SC - Not eating cute furry animals

Marcus Antaya mjantaya at home.com
Thu Apr 5 07:27:45 PDT 2001


I want to know where the hell these people get their criteria...

Cow? big, stupid, willingly walk into the slaughterhouse...eat em.

Bunny? Small, cute, soft, wiggly nose...no way, can't eat that.

I don't think there should ever be a cute factor in what you eat.

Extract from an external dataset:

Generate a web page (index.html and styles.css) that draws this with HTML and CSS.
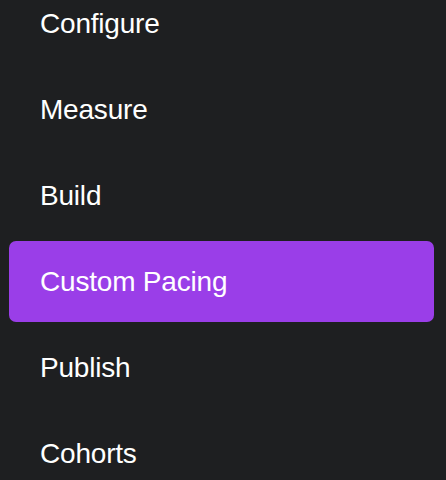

AND I'm tired of rabid vegetarians who give me crap when I'm eating a cheeze
burger (yes, I know I spelled it with a z, it's to make a point about Mc
Donald's cheese, seeing how I'm sure it's only an edible oil byproduct, but
that's another discussion...I digress...grin) because of "how would you like
it if somebody decided to eat you?"

Depending how long you have to spend, you can always whip the Bible on them.
(that always freaks them out...grin) because in there it says, paraphrased,
and Man shall have Lordship and Dominion over all the lesser beasts, to do
with them as he needs. (give or take, if some one knows the quote, let me
know...grin)

Also, I don't think that Vegans get it. Carnivores eat Herbivores. We, as a
race, are more carnivorous than omnivorous, and if they manage to get us to
stop eating all the "dumb" animals, we have nowhere else to turn but THE
OTHER HERBIVORES!!!!

Why you would volutarily lower yourself on the food chain is beyond me, but
I ain't going to complain when the culling begins, being a carnivore and
enjoying new taste experiences...L.

Ok, I've ranted enough...sorry about the length, it's just one of my pet
peeves.

Gyric

How to become a Successfull Evil Overlord
#81 If I am fighting with the hero atop a moving platform,
 have disarmed him, and am about to finish him off and
he glances behind me and drops flat, I too will drop flat
instead of quizzically turning around to find out what he saw.